Copyright law represents a very important and long standing institution in the American legal code. Many people rely on copyright laws in order to make a living. Without copyright laws, authors, poets, singers, painters, and artists of every type would no longer be able to continue making money producing works of art.
Copyright laws were drafted to protect the 'intellectual property' of artists and other innovators. Copyright laws states that an artist is given sole ownership of his work, and can prohibit others from copying it without his or her permission. This makes it possible for artists to make a living by selling the rights of their work to publishers.
Without copyright law, art forms such as literature and music, long taken for granted in America, may simply cease to exist because artists would no longer be able to make a living creating art. It is easy to see that copyright laws in America are necessary and benefit society greatly.
However, the fact that copyright laws are good and necessary does not make them perfect. In fact, many people believe that there are several major flaws in today's copyright laws. Critics claim that modern copyright may last too long, thereby promoting stagnation, step on too many liberties, or cater too much to large corporations, ignoring the rights of individuals.
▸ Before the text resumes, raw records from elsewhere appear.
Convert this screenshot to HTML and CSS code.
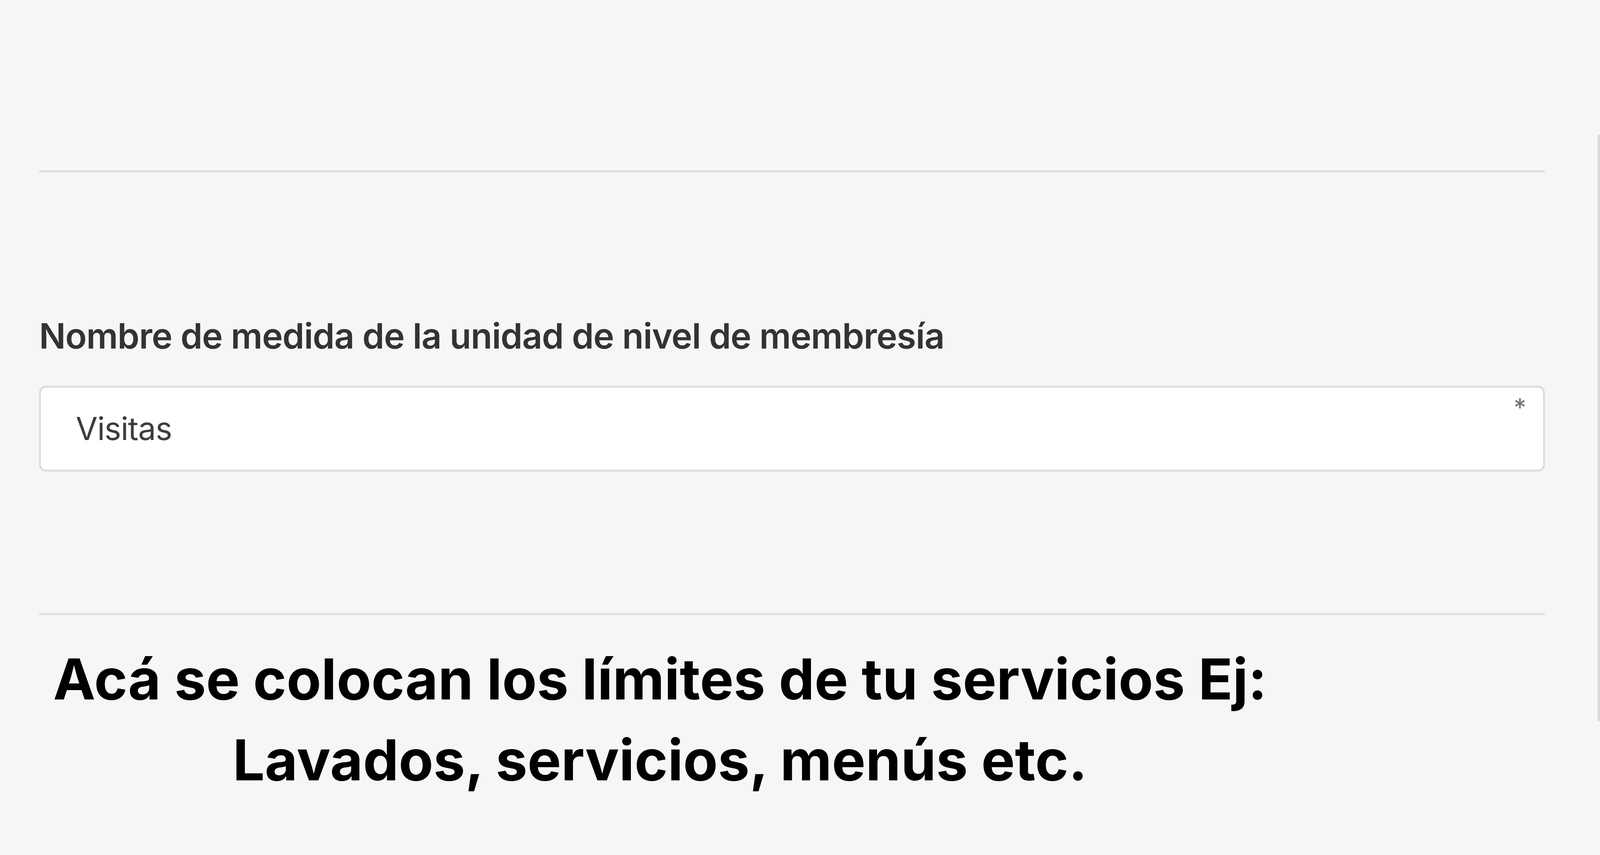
FILE: index.html
```html
<!DOCTYPE html>
<html lang="es">
<head>
  <meta charset="UTF-8">
  <meta name="viewport" content="width=device-width, initial-scale=1.0">
  <title>Nivel de membresía</title>
  <link rel="stylesheet" href="styles.css">
</head>
<body>
  <div class="page">
    <main class="content">
      <hr class="divider divider-top">

      <div class="form-group">
        <label class="form-label" for="unit-name">Nombre de medida de la unidad de nivel de membresía</label>
        <div class="field">
          <span class="field-value" id="unit-name">Visitas</span>
          <span class="required">*</span>
        </div>
      </div>

      <hr class="divider divider-bottom">

      <div class="note">
        Acá se colocan los límites de tu servicios Ej:<br>
        Lavados, servicios, menús etc.
      </div>
    </main>
    <div class="rail"></div>
  </div>
</body>
</html>
```

FILE: styles.css
```css
body, html {
  margin: 0; padding: 0;
  background-color: #f6f6f6;
  font-family: 'Inter', 'Noto Sans', sans-serif;
  color: #333;
  overflow: hidden;
}
.page {
  display: flex;
  width: 100vw; height: 100vh;
}
.content {
  flex: 1;
  padding: 436px 135px 0 100px;
}
.divider {
  margin: 0;
  border: none;
  height: 5px;
  background: #dcdce2;
}
.form-group {
  margin-top: 365px;
}
.form-label {
  display: block;
  font-size: 90px;
  line-height: 108px;
  font-weight: 600;
  letter-spacing: -1.1px;
  color: #333;
}
.field {
  position: relative;
  margin-top: 73px;
  height: 220px;
  box-sizing: border-box;
  border: 5px solid #dcdce3;
  border-radius: 18px;
  background: #fff;
  padding-left: 89px;
  display: flex;
  align-items: center;
}
.field-value {
  font-size: 81px;
  letter-spacing: -1px;
  color: #3c3c3c;
}
.required {
  position: absolute;
  top: 12px; right: 43px;
  font-size: 64px;
  color: #707070;
}
.divider-bottom {
  margin-top: 362px;
}
.note {
  display: inline-block;
  margin: 60px 0 0 36px;
  font-size: 145px;
  line-height: 207px;
  font-weight: 700;
  color: #000;
  text-align: center;
}
.rail {
  width: 6px;
  height: 1500px;
  margin-top: 345px;
  background: #d8d8de;
}
```
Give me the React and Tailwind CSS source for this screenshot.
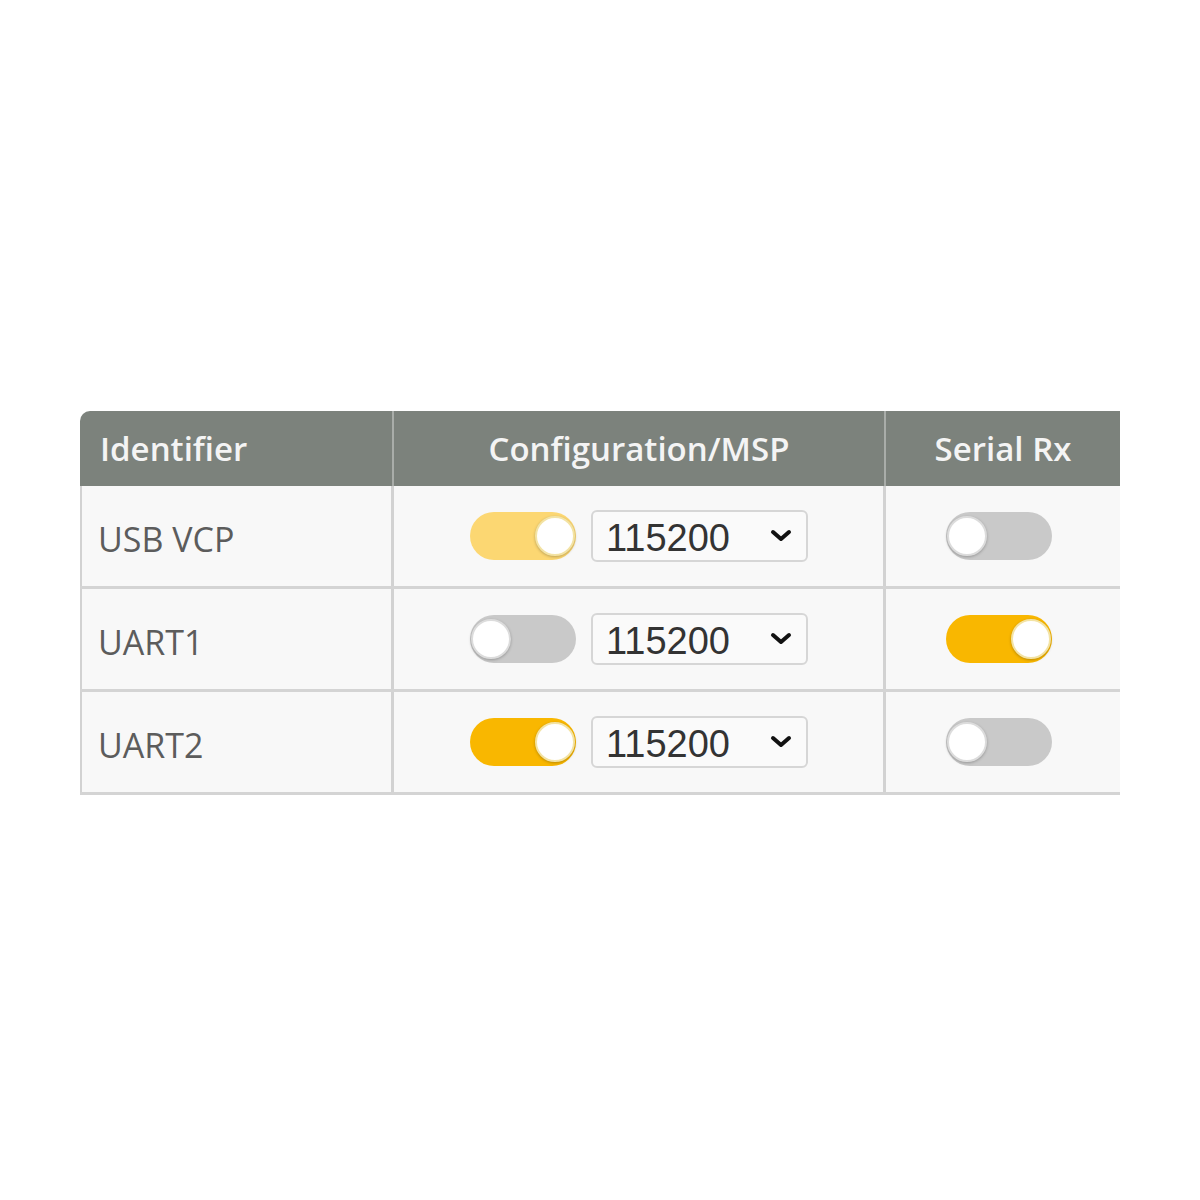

This essay will take a look at modern copyright law, and attempt to answer some of the questions raised around copyright law, focusing on whether copyright laws should be changed, and how they might be changed. This essay will review copyright law, and also examine some case studies in order to help the reader gain insight into the twisted world of controversy surrounding copyright law.
In order to make informed decisions regarding copyright law, it is important to have an understanding of how exactly these laws work. This essay will explore both general copyright law, and the Digital Millennium Copyright Act (DCMA), a newly enacted law that provides further copyright protection in the age of digital information and high speed internet access.
The U.S. Copyright Office summarizes copyright law the best, saying, "Copyright is a form of protection provided by the laws of the United States to the authors of 'original works of authorship'" (Circular 1).
When an author, musician, or other type of artist creates a work of art, it is automatically protected under copyright, and the author is given certain rights. Contrary to the popular myth, it is not necessary for an author to place a copyright notice on a work of art for it to be protected under copyright law (Templeton).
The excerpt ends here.